I'm 23, and I've been single for quite a few years. I haven't been on a date since before the pandemic started. In fact, I don't really think I've met any eligible people to date in the last couple of years, either. My family has been very careful with covid, because we have vulnerable people who can't get vaccinated, yet. (We are hoping they can get vaccinated very soon.) While I think we have gone overboard with precautions, I understand why we have been so strict with our bubble. When I brought up my frustrations about being single and unable to meet new people, my sister told me I could try online dating, but if I can't go on in-person dates, yet, I worry that people will think I'm hiding something or that I'm some kind of catfish. In the meantime, it really feels like my life is on hold, because all I do is work, spend time with my family, and play Subeta. I don't know what I would do without my friends online.
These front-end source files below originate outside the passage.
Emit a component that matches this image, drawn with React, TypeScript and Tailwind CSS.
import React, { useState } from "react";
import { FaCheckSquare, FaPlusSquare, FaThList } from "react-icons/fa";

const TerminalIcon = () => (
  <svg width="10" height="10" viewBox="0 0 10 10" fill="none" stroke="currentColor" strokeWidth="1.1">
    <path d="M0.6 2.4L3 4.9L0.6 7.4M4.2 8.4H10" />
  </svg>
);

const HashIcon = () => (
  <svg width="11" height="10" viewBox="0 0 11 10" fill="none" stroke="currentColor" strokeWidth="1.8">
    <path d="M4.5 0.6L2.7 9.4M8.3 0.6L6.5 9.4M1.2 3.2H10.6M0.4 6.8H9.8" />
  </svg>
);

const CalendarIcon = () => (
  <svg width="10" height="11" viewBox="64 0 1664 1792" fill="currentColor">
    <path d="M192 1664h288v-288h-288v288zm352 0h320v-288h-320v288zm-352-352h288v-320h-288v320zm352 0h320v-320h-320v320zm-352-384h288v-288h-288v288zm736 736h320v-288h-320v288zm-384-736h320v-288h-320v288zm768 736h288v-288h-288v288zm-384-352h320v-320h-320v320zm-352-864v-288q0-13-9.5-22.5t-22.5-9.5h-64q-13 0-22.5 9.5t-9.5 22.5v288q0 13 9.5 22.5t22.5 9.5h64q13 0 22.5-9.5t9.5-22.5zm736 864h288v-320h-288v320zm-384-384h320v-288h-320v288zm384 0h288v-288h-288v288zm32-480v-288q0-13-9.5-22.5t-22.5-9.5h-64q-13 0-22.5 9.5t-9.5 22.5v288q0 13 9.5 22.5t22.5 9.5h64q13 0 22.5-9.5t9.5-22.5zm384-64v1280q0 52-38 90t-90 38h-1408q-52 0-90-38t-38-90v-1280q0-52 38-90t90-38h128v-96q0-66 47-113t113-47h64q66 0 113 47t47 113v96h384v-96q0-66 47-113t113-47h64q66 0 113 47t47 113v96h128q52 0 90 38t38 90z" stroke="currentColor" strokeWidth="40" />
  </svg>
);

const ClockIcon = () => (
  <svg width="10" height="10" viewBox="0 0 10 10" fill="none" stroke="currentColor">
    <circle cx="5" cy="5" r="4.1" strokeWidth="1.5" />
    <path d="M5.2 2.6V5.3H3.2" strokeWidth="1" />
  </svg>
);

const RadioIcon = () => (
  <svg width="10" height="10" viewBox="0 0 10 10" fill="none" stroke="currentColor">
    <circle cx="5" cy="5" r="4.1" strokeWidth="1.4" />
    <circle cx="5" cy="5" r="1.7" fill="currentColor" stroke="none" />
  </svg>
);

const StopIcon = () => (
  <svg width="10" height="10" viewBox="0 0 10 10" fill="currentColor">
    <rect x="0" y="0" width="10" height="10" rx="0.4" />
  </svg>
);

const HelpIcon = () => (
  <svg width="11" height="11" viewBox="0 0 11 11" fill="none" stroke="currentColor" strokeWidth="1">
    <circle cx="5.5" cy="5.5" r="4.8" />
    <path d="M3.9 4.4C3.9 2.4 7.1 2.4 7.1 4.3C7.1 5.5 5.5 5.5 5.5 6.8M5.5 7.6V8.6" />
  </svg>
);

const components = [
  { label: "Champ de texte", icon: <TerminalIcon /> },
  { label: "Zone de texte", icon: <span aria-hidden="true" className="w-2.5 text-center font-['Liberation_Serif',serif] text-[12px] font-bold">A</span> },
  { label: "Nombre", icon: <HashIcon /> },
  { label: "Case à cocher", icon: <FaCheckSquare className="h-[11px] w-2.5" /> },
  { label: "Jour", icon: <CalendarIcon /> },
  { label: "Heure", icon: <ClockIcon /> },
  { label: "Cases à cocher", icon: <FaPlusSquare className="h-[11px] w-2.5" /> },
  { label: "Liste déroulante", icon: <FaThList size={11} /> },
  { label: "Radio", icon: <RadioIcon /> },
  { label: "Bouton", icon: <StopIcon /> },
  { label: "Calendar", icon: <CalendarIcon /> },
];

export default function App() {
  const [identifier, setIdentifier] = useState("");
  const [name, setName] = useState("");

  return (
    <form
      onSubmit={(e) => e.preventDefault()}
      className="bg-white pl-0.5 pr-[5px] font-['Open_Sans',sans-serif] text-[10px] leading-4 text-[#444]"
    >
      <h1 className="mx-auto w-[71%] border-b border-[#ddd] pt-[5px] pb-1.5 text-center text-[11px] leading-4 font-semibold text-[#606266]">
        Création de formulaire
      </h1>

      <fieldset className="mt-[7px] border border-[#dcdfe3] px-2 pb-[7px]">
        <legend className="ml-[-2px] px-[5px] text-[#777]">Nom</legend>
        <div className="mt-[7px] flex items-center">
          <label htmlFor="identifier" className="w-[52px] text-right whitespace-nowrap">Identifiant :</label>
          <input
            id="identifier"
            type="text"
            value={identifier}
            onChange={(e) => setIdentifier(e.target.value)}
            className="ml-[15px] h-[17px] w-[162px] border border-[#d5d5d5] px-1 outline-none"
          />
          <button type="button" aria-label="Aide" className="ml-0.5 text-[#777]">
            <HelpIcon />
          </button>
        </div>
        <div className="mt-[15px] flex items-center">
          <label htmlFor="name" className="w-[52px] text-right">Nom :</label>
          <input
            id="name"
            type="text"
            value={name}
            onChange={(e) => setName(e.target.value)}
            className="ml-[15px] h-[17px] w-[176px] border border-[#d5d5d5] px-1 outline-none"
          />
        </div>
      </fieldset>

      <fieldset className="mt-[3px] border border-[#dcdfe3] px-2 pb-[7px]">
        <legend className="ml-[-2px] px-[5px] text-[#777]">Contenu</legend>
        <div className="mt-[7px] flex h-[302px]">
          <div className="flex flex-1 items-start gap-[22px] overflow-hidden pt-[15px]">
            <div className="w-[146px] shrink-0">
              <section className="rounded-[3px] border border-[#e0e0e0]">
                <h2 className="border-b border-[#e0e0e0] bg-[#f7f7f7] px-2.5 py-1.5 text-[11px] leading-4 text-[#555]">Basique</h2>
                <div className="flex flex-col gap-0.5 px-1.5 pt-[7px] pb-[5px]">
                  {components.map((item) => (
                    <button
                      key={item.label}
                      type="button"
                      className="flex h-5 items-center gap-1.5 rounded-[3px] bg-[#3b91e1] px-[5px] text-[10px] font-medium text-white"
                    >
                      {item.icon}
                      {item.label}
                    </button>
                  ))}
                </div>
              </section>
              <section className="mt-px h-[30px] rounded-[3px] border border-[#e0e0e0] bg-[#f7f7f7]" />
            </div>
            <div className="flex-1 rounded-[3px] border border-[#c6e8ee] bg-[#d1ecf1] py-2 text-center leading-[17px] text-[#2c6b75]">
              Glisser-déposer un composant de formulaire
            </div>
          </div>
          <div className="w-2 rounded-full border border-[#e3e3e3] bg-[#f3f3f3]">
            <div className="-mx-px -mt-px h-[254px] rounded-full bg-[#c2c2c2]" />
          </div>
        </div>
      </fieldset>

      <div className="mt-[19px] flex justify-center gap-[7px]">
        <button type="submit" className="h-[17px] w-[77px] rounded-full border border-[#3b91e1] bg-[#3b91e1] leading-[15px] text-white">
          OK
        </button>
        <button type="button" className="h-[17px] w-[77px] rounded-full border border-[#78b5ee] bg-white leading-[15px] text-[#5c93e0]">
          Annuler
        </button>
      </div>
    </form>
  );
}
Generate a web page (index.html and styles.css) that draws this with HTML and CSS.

I was curious if anyone else has struggled with dating during the pandemic. Any advice or conversation is welcome.
[Kiss=Pamiilaq] "Of course, they say every atom in our bodies was once a star." - Vincent
facetime and zoom dates are totally a thing! long distance couples have been doing it since before covid. and if the other person is vaccinated and gets tested often, maybe you can plan for real life dates after you feel more comfortable. it's important that the other person understand why you're being so careful as well. finding someone you vibe with online might take a couple of tries, but you just have to keep trying. i used tinder for a little while and just asked for proof of vaccination. when i felt ready to meet in person, we both went and got tested before going out to eat. i didn't end up dating anyone off tinder lol but it is possible
Thanks for responding. I appreciate your input. I think the main problem for me is that I don't really have control over who I can and can't see in person. Regardless of vaccination status, going on a date with someone would probably require me to pull out of my family bubble. My sister is so strict, and I've nearly fought with her on multiple occasions over how much control it feels like she has over my family. I think I may have to talk with her about reducing our restrictions so I can meet someone in person when I do make a good connection.
At this point, I just need to feel like I have some control over my social/dating life. I need to feel like I'm able to do something about my loneliness.
[Kiss=Pamiilaq] "Of course, they say every atom in our bodies was once a star." - Vincent
def set up some boundaries or something with them, you need to be able to branch out and grow as a person. you're in your early 20s so you still have a lot of time to meet people, and you need the freedom to do so. if you've spoken to your sister about your loneliness, i hope she'd be understanding and lessen her hold. everyone deserve a chance at being happy.